Here, Santa Cruz has Mares on the end of his jab. He steps in to land that jab, but misjudges the distance, and Mares lets go one of his hair-trigger flurries. But instead of standing his ground, Santa Cruz cuts a nice little pivot, turning to his left and taking his head just out of the path of Mares' right hand, while lining him up for a right hand of his own. Using his jab to measure the distance and keep Mares blind, he fires a straight right hand just as Mares begins adjusting his feet, setting him back on his heels and leaving him even more hesitant to engage.

Ultimately, Mares' gameplan fell apart because it lacked subtlety, while Santa Cruz's round-by-round adjustments were the very picture of subtlety.
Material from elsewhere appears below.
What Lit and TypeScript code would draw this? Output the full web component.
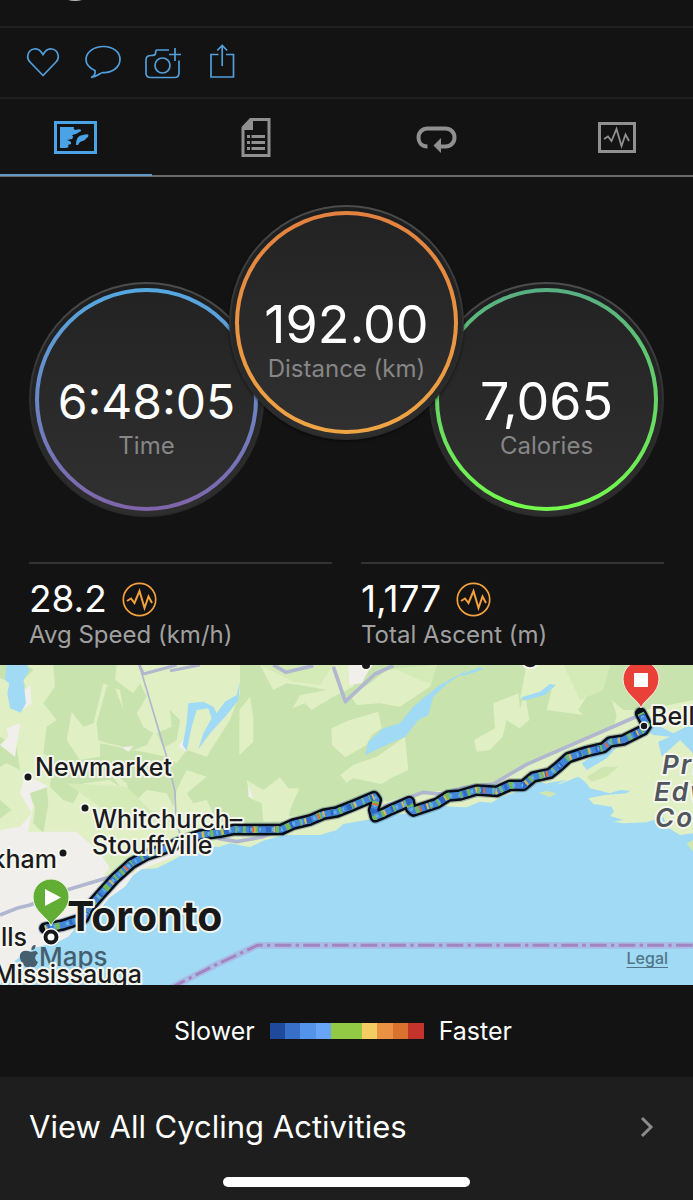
import { LitElement, html, css, svg } from "lit";
import { customElement, property } from "lit/decorators.js";

const pulse = "M2 11 L6 8.500 L9.500 13 L14.500 1 L19.500 18 L23.500 6.500 L27 13";

@customElement("metric-dial")
class MetricDial extends LitElement {
  @property() value = "";
  @property() label = "";
  @property() from = "";
  @property() to = "";

  static styles = css`
    :host { display: block; flex: none; width: 235px; height: 235px; }
    .rim {
      box-sizing: border-box; height: 100%; padding: 4px; border-radius: 50%;
      border: 2px solid transparent;
      background: linear-gradient(#1d1e1f, #2e2e2e) padding-box,
        linear-gradient(#4c4c4c, #2b2b2b 60%) border-box;
    }
    .ring { box-sizing: border-box; height: 100%; padding: 4px; border-radius: 50%; }
    .face {
      box-sizing: border-box; height: 100%; padding-top: 82px; border-radius: 50%;
      background: linear-gradient(#232323, #303030);
      display: flex; flex-direction: column; align-items: center; white-space: nowrap;
    }
    .value { font-size: 52px; line-height: 56px; color: #fff; }
    .value.long { font-size: 48px; }
    .label { font-size: 24px; line-height: 32px; color: #868686; }
  `;

  render() {
    return html`<div class="rim">
      <div class="ring" style="background:linear-gradient(${this.from}, ${this.to})">
        <div class="face">
          <span class="value ${this.value.length > 6 ? "long" : ""}">${this.value}</span>
          <span class="label">${this.label}</span>
        </div>
      </div>
    </div>`;
  }
}

@customElement("stat-cell")
class StatCell extends LitElement {
  @property() value = "";
  @property() label = "";

  static styles = css`
    :host { display: block; border-top: 2px solid #333; padding-top: 13px; }
    .line { display: flex; align-items: center; gap: 15px; }
    .value { font-size: 37px; line-height: 44px; color: #fff; }
    .label { font-size: 24px; line-height: 28px; color: #a0a0a0; }
    .chart { display: flex; padding: 0; border: 0; background: none; }
  `;

  render() {
    return html`<div class="line">
        <span class="value">${this.value}</span>
        <button class="chart" aria-label="Show chart">
          <svg width="35" height="35" viewBox="0 0 35 35" fill="none" stroke="#f2a13c">
            <circle cx="17.500" cy="17.500" r="16.200" stroke-width="1.700" />
            <path d=${pulse} transform="translate(3 8)" stroke-width="2" />
          </svg>
        </button>
      </div>
      <div class="label">${this.label}</div>`;
  }
}

const route =
  "M135 805 L185 796 L250 775 L265 745 L300 705 L345 655 L395 610 L440 585 L480 572 L540 547 L600 525 L660 517 L705 508 L735 509 L845 508 L880 492 L930 480 L970 463 L1010 456 L1060 436 L1122 410 L1129 420 L1121 450 L1126 470 L1150 460 L1175 448 L1228 425 L1232 445 L1240 453 L1310 430 L1345 408 L1380 405 L1430 390 L1490 394 L1530 376 L1570 376 L1600 351 L1650 340 L1675 320 L1705 293 L1760 275 L1810 263 L1830 246 L1870 240 L1930 210 L1940 195 L1922 160";

const terrain = svg`
  <rect y="15" width="2079" height="960" fill="#e0efc4" />
  <g fill="#c8e3ae">
    <path d="M160 15 H350 L345 60 L400 100 L420 70 L440 110 L410 160 L430 200 L460 220 L440 255 L400 270 L350 255 L320 250 L295 240 L290 190 L320 80 L340 70 L370 150 L360 90 L310 70 L280 190 L250 200 L215 155 L200 240 L240 300 L300 290 L330 340 L360 380 L330 360 L250 370 L220 430 L190 420 L150 380 L160 300 L130 280 L140 200 L170 180 L130 130 L165 80 Z" />
    <path d="M510 150 L540 180 L530 240 L490 265 L470 220 L515 200 Z M300 250 L500 290 L530 310 L560 270 L620 290 L690 180 L720 100 L720 15 L2079 15 L2079 140 L1940 160 L1830 205 L1600 310 L1480 370 L1380 390 L1270 395 L1160 425 L1130 400 L1060 425 L880 480 L845 495 L720 500 L650 480 L620 420 L580 430 L560 400 L620 350 L560 330 L530 390 L520 440 L500 400 L440 390 L400 430 L380 370 L300 310 Z" />
    <path d="M0 15 H80 L100 30 L70 60 L80 90 L50 50 L15 60 L0 55 Z M0 230 L50 260 L60 330 L20 310 L0 320 Z M80 390 L140 380 L145 430 L130 520 L100 490 L105 440 Z M0 420 L35 450 L0 475 Z" />
  </g>
  <g fill="#e0efc4">
    <path d="M994 205 L1050 180 L1135 155 L1145 205 L1115 225 L1100 255 L1035 292 L996 255 Z M1020 345 L1060 315 L1130 290 L1215 230 L1225 330 L1180 350 L1145 372 L1060 355 L1040 368 Z" />
    <path d="M740 360 L790 390 L840 352 L865 385 L898 385 L870 450 L865 482 L790 485 L785 430 L750 415 Z M718 150 L750 110 L760 170 L760 245 L718 285 Z" />
    <path d="M780 15 H1080 L1060 80 L1000 110 L935 150 L915 130 L878 145 L900 105 L980 90 L930 80 L860 70 L820 90 Z M1110 70 L1160 30 L1310 15 L1290 80 L1200 140 L1140 130 L1070 135 L1050 105 Z" />
    <path d="M1480 130 L1555 100 L1560 145 L1575 100 L1588 180 L1558 205 L1520 180 L1508 230 L1470 270 L1430 275 L1422 240 L1485 205 Z" />
    <path d="M1580 15 L1690 15 L1790 60 L1735 150 L1750 165 L1640 150 L1655 90 L1560 115 Z M1835 120 L1870 150 L1935 150 L2079 120 V300 L1950 300 L1890 220 L1840 205 L1850 165 Z" />
  </g>
  <g fill="#d4ebb8">
    <path d="M200 370 L380 380 L450 450 L560 490 L500 500 L300 440 Z M780 15 H1000 L960 75 L880 65 Z M1180 25 L1310 15 L1290 70 L1260 60 Z M1690 15 H1830 L1810 90 L1740 120 Z" />
  </g>
  <g fill="#f0efeb">
    <path d="M0 530 L80 515 L150 515 L230 515 L300 580 L330 620 L310 650 L400 640 L440 590 L540 540 L600 530 L570 570 L420 630 L240 830 L120 870 L0 975 Z" />
    <path d="M20 205 L60 190 L45 290 L0 255 L25 230 Z M75 340 L145 380 L90 400 L100 440 L80 530 L0 530 L0 510 L60 500 L95 460 L60 400 Z M65 100 L90 75 L95 130 L60 155 Z M1045 15 H1115 L1085 70 L1048 75 Z M365 262 L400 258 L385 275 Z M535 260 L555 230 L560 275 Z M745 375 L760 415 L745 410 Z" />
  </g>
  <path fill="#d8edbd" d="M305 585 L440 590 L400 630 L340 640 Z" />
  <path fill="#e0efc4" d="M600 535 L845 520 L850 470 L1130 450 L1380 410 L1580 370 L1720 300 L1760 290 L1780 330 L1640 380 L1400 450 L1000 520 L780 545 L750 562 L680 560 Z" />
  <path fill="#a0daf4" d="M0 960 L30 915 L60 890 L110 862 L165 850 L205 830 L230 800 L300 748 L330 712 L375 680 L400 645 L425 628 L470 625 L520 600 L570 570 L620 562 L660 560 L690 550 L750 562 L790 542 L850 525 L960 525 L1010 510 L1030 492 L1100 480 L1150 465 L1240 460 L1310 435 L1355 440 L1400 442 L1440 425 L1475 428 L1500 412 L1560 392 L1620 365 L1650 375 L1680 372 L1735 350 L1755 365 L1770 385 L1830 400 L1860 390 L1890 392 L1880 400 L1815 405 L1765 415 L1780 432 L1835 440 L1842 455 L1830 468 L1870 480 L1840 485 L1870 490 L1940 487 L1990 470 L2000 500 L2040 525 L2079 520 V975 H0 Z" />
  <g fill="#a0daf4">
    <path d="M20 15 H80 L88 30 L70 60 L78 130 L62 158 L30 145 L22 100 L28 70 L15 60 Z" />
    <path d="M565 130 L610 125 L640 140 L650 160 L675 125 L710 105 L720 65 L715 120 L680 165 L630 220 L595 268 L610 220 L635 175 L625 145 L590 150 L575 200 L560 272 L548 255 L560 190 Z" />
    <path d="M1095 285 L1105 245 L1150 205 L1200 190 L1240 140 L1275 110 L1320 75 L1410 25 L1340 72 L1300 110 L1285 165 L1255 180 L1215 230 L1160 255 Z" />
    <path d="M1565 112 L1620 95 L1650 72 L1668 75 L1635 105 L1570 122 Z M1380 45 L1440 22 L1450 28 L1390 48 Z" />
    <path d="M1745 310 L1790 280 L1850 262 L1820 295 L1760 330 Z M1935 210 L1960 190 L2020 220 L2079 190 V280 L2040 240 L1985 290 L1975 245 L2010 230 L1960 225 Z" />
    <path d="M1640 370 L1665 365 L1700 360 L1650 382 Z" />
  </g>
  <path fill="#d0e6b0" d="M1760 350 L1810 320 L1855 320 L1820 350 L1775 365 Z M1615 398 L1640 393 L1670 400 L1650 412 Z M2060 550 L2079 540 V575 Z" />
  <g fill="none" stroke="#b0b7cf" stroke-linejoin="round">
    <path d="M418 15 L500 290 L525 395 L528 480 L545 540" stroke-width="5" />
    <path d="M418 15 L430 42 L530 15 M510 32 L600 15" stroke-width="9" />
    <path d="M820 15 L858 37 L940 17 M1000 20 L1036 125 L1125 42 L1180 17" stroke-width="11" />
    <path d="M0 765 L50 745 L90 735 L200 690 L350 645 M655 535 L710 545 L790 530 L850 505 M1150 440 L1270 397 L1320 402 L1390 383 L1480 372 L1580 313 L1920 165" stroke-width="11" />
  </g>
  <g fill="none">
    <path d="M510 985 L640 918 L772 856 H2079" stroke="#a9bce4" stroke-width="20" />
    <path d="M510 985 L640 918 L772 856 H2079" stroke="#a184c2" stroke-width="9" stroke-dasharray="50 13 10 13" />
  </g>
  <g fill="none" stroke-linejoin="round">
    <path d=${route} stroke="#35506a" stroke-opacity=".35" stroke-width="42" stroke-linecap="round" />
    <path d=${route} stroke="#080d18" stroke-width="35" stroke-linecap="round" />
    <path d=${route} stroke="#4486d8" stroke-width="20" />
    <path d=${route} stroke="#74bb58" stroke-width="20" stroke-dasharray="9 22 14 31 6 17" />
    <path d=${route} stroke="#2f68c4" stroke-width="20" stroke-dasharray="15 61 8 43" />
    <path d=${route} stroke="#65afe8" stroke-width="11" stroke-dasharray="8 19 5 33" />
    <path d=${route} stroke="#dfb952" stroke-width="17" stroke-dasharray="5 92 6 54" />
    <path d=${route} stroke="#e1683b" stroke-width="17" stroke-dasharray="0 112 6 85" />
  </g>
`;

const pin = "M0 46 C-3 37 -18 32 -18 17 A18 18 0 0 1 18 17 C18 32 3 37 0 46 Z";

@customElement("route-map")
class RouteMap extends LitElement {
  static styles = css`
    :host { display: block; position: relative; }
    .canvas { display: block; width: 100%; height: auto; }
    .town { font-size: 25px; font-weight: 500; fill: #1b1b1d; }
    .city { font-size: 41px; font-weight: 700; fill: #17181a; }
    .county { font-size: 26px; font-weight: 600; font-style: italic; fill: #50565b; letter-spacing: 2px; }
    .brand { font-size: 26px; font-weight: 500; fill: #455f6f; }
    .halo { paint-order: stroke; stroke: #f5f6ee; stroke-width: 4px; stroke-linejoin: round; }
    .legal { position: absolute; right: 25px; bottom: 17px; font-size: 16px; line-height: 20px;
      font-weight: 500; color: #527487; text-underline-offset: 3px; }
  `;

  render() {
    return html`<svg class="canvas" viewBox="0 0 693 320" role="img" aria-label="Route from Toronto to Belleville">
        <g transform="scale(.33333) translate(0 -15)">${terrain}</g>
        <g class="halo" fill="#17181a">
          <circle cx="28" cy="112" r="3.500" /><circle cx="85" cy="143" r="3.500" />
          <circle cx="63" cy="188" r="3.500" /><circle cx="366" cy="0" r="4" />
        </g>
        <g class="brand">
          <path transform="translate(19 280)" d="M12.500 5 C12 2 14 0 16.500 0 C17 3 15 5 12.500 5 Z M12 7 C14 7 17 4 19 8.500 C14.500 11 16 15.500 19 17 C17 22 15 23 11.500 21.500 C8 23 6 22.500 3 18 C-2 10 2 3 12 7 Z" />
          <text x="39" y="301">Maps</text>
        </g>
        <g class="town halo">
          <text x="35" y="111">Newmarket</text>
          <text x="92" y="163">Whitchurch–</text>
          <text x="92" y="189">Stouffville</text>
          <text x="57" y="203" text-anchor="end">kham</text>
          <text x="27" y="281" text-anchor="end">lls</text>
          <text x="142" y="318" text-anchor="end">Mississauga</text>
          <text x="651" y="60">Belleville</text>
          <text x="538" y="-3" text-anchor="end">g</text>
        </g>
        <g class="county halo">
          <text x="662" y="109">Prince</text>
          <text x="654" y="136">Edward</text>
          <text x="655" y="162">County</text>
        </g>
        <text class="city halo" x="67" y="266">Toronto</text>
        <circle cx="51" cy="272" r="6" fill="#fff" stroke="#fff" stroke-width="6" />
        <circle cx="51" cy="272" r="5.500" fill="#fff" stroke="#17181a" stroke-width="4" />
        <circle cx="644" cy="61" r="4" fill="#17181a" stroke="#fff" stroke-width="1.500" />
        <g transform="translate(51 215)">
          <path d=${pin} fill="#62ae34" stroke="#eff5e8" stroke-width="1" />
          <path d="M-6 9 L10 17.500 L-6 26 Z" fill="#fff" />
        </g>
        <g transform="translate(641 -3)">
          <path d=${pin} fill="#e94138" stroke="#f7eee8" stroke-width="1" />
          <path d="M-7 11 H7 V25 H-7 Z" fill="#fff" />
        </g>
      </svg>
      <a class="legal" href="#legal">Legal</a>`;
  }
}

const actions = [
  { name: "Like", art: svg`<path d="M20 33.500 L7 20 C3 16 4.500 8 11 7 C15.500 6 18 9 20 12.500 C22 9 24.500 6 29 7 C35.500 8 37 16 33 20 Z" />` },
  { name: "Comment", art: svg`<path d="M8 35.500 C11.500 34 12.500 31 12 28.500 C6.500 26 3 22 3 17.500 C3 10.500 10.500 4.500 20.500 4.500 C30 4.500 37 10 37 17.500 C37 25 29.500 31 20 30.500 C17 30.500 15.500 34.500 8 35.500 Z" />` },
  { name: "Add photo", art: svg`<path d="M26 8 H14 Q12.500 8 12.500 11.500 Q12.500 13.500 8 13.500 Q3 13.500 3 18 V31 Q3 35.500 7.500 35.500 H31.500 Q36 35.500 36 31 V18.500 M32 6 V19 M26 12.500 H38" /><circle cx="19.500" cy="23.500" r="7.500" />` },
  { name: "Share", art: svg`<path d="M15.500 12.500 H8 V35 H30.500 V12.500 H23 M19.200 24 V4 M14.200 8.500 L19.200 3.500 L24.200 8.500" />` },
];

const tabs = [
  {
    name: "Overview",
    art: svg`<rect x="3.500" y="5.500" width="40" height="30" fill="none" stroke="currentColor" stroke-width="3" />
      <path transform="translate(-1 0)" d="M9 10 H23 Q22 12 24 13 Q31 11 30 14 L25 17 L21 18 Q23 20 21 22 L16 23 Q21 24 20 27 L17 28 Q19 31 14 31 H9 Z M25 28 Q25 18 32 18 Q39 16 37 20 Q35 21 34 23 L29 25 L27 28 Z" />`,
  },
  {
    name: "Stats",
    art: svg`<path fill-rule="evenodd" d="M18 1 H38.500 V40 H9.500 V10 Z M12.500 13 V37 H35.500 V4 H21 V13 Z" />
      <path d="M15 18 H18 V21 H15 Z M19.500 18 H33 V21 H19.500 Z M15 24 H18 V27 H15 Z M19.500 24 H33 V27 H19.500 Z M15 30 H18 V33 H15 Z M19.500 30 H33 V33 H19.500 Z" />`,
  },
  {
    name: "Laps",
    art: svg`<path d="M15.500 29.500 C8.500 29.500 6.500 24 6.500 20.500 C6.500 15 10.500 11.500 15.500 11.500 H33.500 C38.500 11.500 42.500 15 42.500 20.500 C42.500 26 38.500 29.500 33.500 29.500 H28" fill="none" stroke="currentColor" stroke-width="4" />
      <path d="M21.500 28.500 L29 21 V36 Z" />`,
  },
  {
    name: "Charts",
    art: svg`<path d="M7.500 6.500 H42.500 V34.500 H7.500 Z" fill="none" stroke="currentColor" stroke-width="3" />
      <path d=${pulse} transform="translate(10 11)" fill="none" stroke="currentColor" stroke-width="1.800" />`,
  },
];

const scale = ["#1f4a9c", "#3870c9", "#5393e9", "#69a5f6", "#92c945", "#92c945", "#f3cc62", "#ea9143", "#da722f", "#c5342c"];

@customElement("app-root")
class AppRoot extends LitElement {
  static styles = css`
    :host {
      display: flex; flex-direction: column; min-height: 100vh; overflow: hidden;
      background: #131313; color: #fff; font-family: Inter, "Liberation Sans", sans-serif;
    }
    button { padding: 0; border: 0; background: none; font: inherit; color: inherit; }
    .profile { display: block; height: 26px; overflow: hidden; border-bottom: 2px solid #202020; }
    .avatar { display: block; margin: -49px 0 0 50px; width: 50px; height: 50px; border-radius: 50%; background: #b9bcb6; }
    .actions { display: flex; padding: 14px 13px 15px; border-bottom: 2px solid #202020; color: #529fdb; }
    .action { display: flex; justify-content: center; width: 60px; }
    .action svg { fill: none; stroke: currentColor; stroke-width: 1.700; }
    .tabs { display: flex; justify-content: space-between; padding: 0 16px; border-bottom: 2px solid #686868; }
    .tab { position: relative; display: flex; justify-content: center; align-items: center; width: 120px; height: 76px; color: #909090; }
    .tab svg { fill: currentColor; }
    .tab.active { color: #4ba3e7; }
    .tab.active::after { content: ""; position: absolute; inset: auto -16px -1px; height: 2px; background: #6498c5; }
    .dials { display: flex; justify-content: center; align-items: flex-end; padding: 28px 29px 45px; }
    .center { position: relative; margin: 0 -35px 77px; border-radius: 50%; box-shadow: 0 1px 3px #0009; }
    .stats { display: grid; grid-template-columns: 1fr 1fr; gap: 29px; padding: 0 29px 16px; }
    .legend { display: flex; justify-content: center; align-items: center; gap: 15px; height: 92px; padding-right: 7px; font-size: 25px; line-height: 32px; }
    .scale { display: grid; grid-template-columns: repeat(10, 1fr); width: 154px; height: 16px; }
    .footer { flex: 1; display: flex; flex-direction: column; align-items: center; background: #1e1e1e; }
    .more { align-self: stretch; display: flex; align-items: center; justify-content: space-between; padding: 0 38px 0 29px;
      height: 100px; font-size: 31px; line-height: 40px; color: #fff; text-decoration: none; }
    .home { width: 247px; height: 10px; border-radius: 5px; background: #fff; }
  `;

  render() {
    return html`
      <header class="profile"><span class="avatar"></span></header>
      <div class="actions">
        ${actions.map((a) => html`<button class="action" aria-label=${a.name}>
          <svg width="40" height="40" viewBox="0 0 40 40">${a.art}</svg>
        </button>`)}
      </div>
      <nav class="tabs">
        ${tabs.map((t, i) => html`<button class="tab ${i === 0 ? "active" : ""}" aria-label=${t.name}>
          <svg width="49" height="41" viewBox="0 0 49 41">${t.art}</svg>
        </button>`)}
      </nav>
      <section class="dials">
        <metric-dial value="6:48:05" label="Time" from="#55a9e0" to="#8064ab"></metric-dial>
        <metric-dial class="center" value="192.00" label="Distance (km)" from="#e28140" to="#efa544"></metric-dial>
        <metric-dial value="7,065" label="Calories" from="#58ae83" to="#74fb4c"></metric-dial>
      </section>
      <section class="stats">
        <stat-cell value="28.2" label="Avg Speed (km/h)"></stat-cell>
        <stat-cell value="1,177" label="Total Ascent (m)"></stat-cell>
      </section>
      <route-map></route-map>
      <div class="legend">
        <span>Slower</span>
        <div class="scale">${scale.map((c) => html`<span style="background:${c}"></span>`)}</div>
        <span>Faster</span>
      </div>
      <footer class="footer">
        <a class="more" href="#activities">View All Cycling Activities
          <svg width="17" height="22" viewBox="0 0 17 22" fill="none" stroke="#8b8b8b" stroke-width="3"><path d="M4 2 L13 11 L4 20" /></svg>
        </a>
        <span class="home"></span>
      </footer>
    `;
  }
}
If both fighters were trying to teach a lesson to their opponent, then Mares' lesson-plan just wasn't convincing. He seemed to say, "I know you like to come forward, but I'm not going to let you." Not at all a bad starting point, but a starting point only.

Meanwhile, Santa Cruz was teaching a lesson with layers,"You want to get inside? I can make you uncomfortable there. Oh, and while you're worrying about what to do in close, I'm going to hit you coming in. And then once you're feeling lost and desperate at long range, I'm going to do what I always do, and keep you there." Santa Cruz's strategy gradually built to the irrefutable conclusion that Mares simply couldn't beat him, and with an inconsistent corner to help him out, Mares was quickly convinced.

I'm hesitant to hope for a bright future for Leo Santa Cruz, considering the kind of opposition he's been facing for the bulk of his career, but I was more than happy to see him step up and take on a tough opponent like Abner Mares. And having seen how deftly he handled this first serious test, I can only say that it will be a real disappointment if Leo goes back to his old ways, because any division would be lucky to have a fighter with his skill and talent at the top.